The principal deposits in France are in the Somme and Oise basins. The best French deposits are higher grade than the Belgian, as they carry 50 to 80 per cent. of bone phosphate, but they are nearly exhausted, only low-grade material remaining. The production from 1910 to 1914 was about 300,000 tons annually.

Important deposits of phosphate rock in Russia can be divided into the northern, central, and southern groups. The deposits of the southern group were the only ones exploited before the war. Their output was about 25,000 tons a year—very small in comparison with the size of the deposits, which are estimated to contain more than 1,500,000,000 tons. Some of the rock is high grade, carrying as much as 75 per cent. tricalcium phosphate, but the normal grade is about 50 per cent.

The only deposits worked extensively in Spain are apatite veins in the Province of Caceras. After lying idle many years these deposits were reopened and produced 28,000 tons in 1917.

Low-grade phosphate in the form of beds of nodules occurs in England, and in Wales. The production has been slight because the deposits are too small for commercial exploitation.

Africa.

—The principal deposits of phosphate rock in Tunis are the Gafsa fields, in the southern half of the country. There phosphate occurs in beds several feet thick, but only those carrying more than 58 per cent. phosphate of lime are exploited. The deposits can be traced for several hundred miles, and constitute a reserve of hundreds of millions of tons. Tunis now produces more phosphate than any other foreign country, its annual output being between 1,500,000 and 2,000,000 tons, most of which goes to southern Europe.

The deposits of phosphate rock in Algeria are continuations of those in Tunis, the important mining districts being in eastern Algeria. The production is over 500,000 tons a year, and the exported rock carries 58 to 68 per cent. of lime phosphate.

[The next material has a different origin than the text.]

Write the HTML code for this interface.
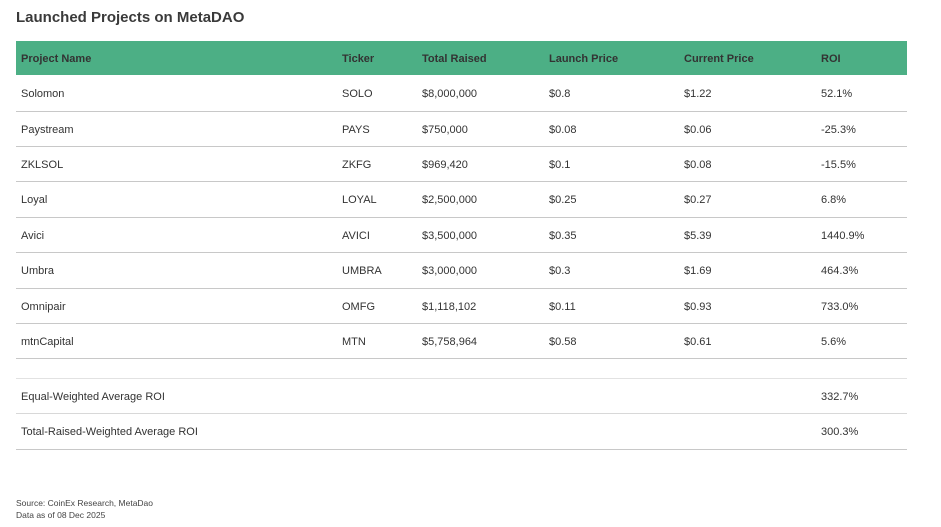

Extensive deposits of phosphate occur in Egypt, near the Red Sea, in thin and irregular beds of the same geologic age (Eocene) as the deposits in Tunis and Algeria. The best deposits average 70 per cent. lime phosphate and the output in 1916 was 125,000 tons. There are mines 20 miles from Port Safalga, and concessions 12 miles inland from Kosseir and also at Sebaia, on the eastern bank of the Nile between Keneh and Assouan. Beds of phosphate are found in other districts on both sides of the Nile valley. Practically all the raw rock phosphate produced contains 65 per cent. or more of tricalcium phosphate and is exported mainly to Japan.

Deposits of phosphate occur 80 to 120 kilometers from the city of Tripoli in beds more than 1 meter thick. These beds probably are a continuation of the phosphate deposits in southern Tunis.

Deposits of phosphate are reported in Morocco 125 kilometers south-southwest of Casa Blanca on the west coast and 70 kilometers from the end of a railroad. These deposits are said to be comparable to the Gafsa field, in Tunis.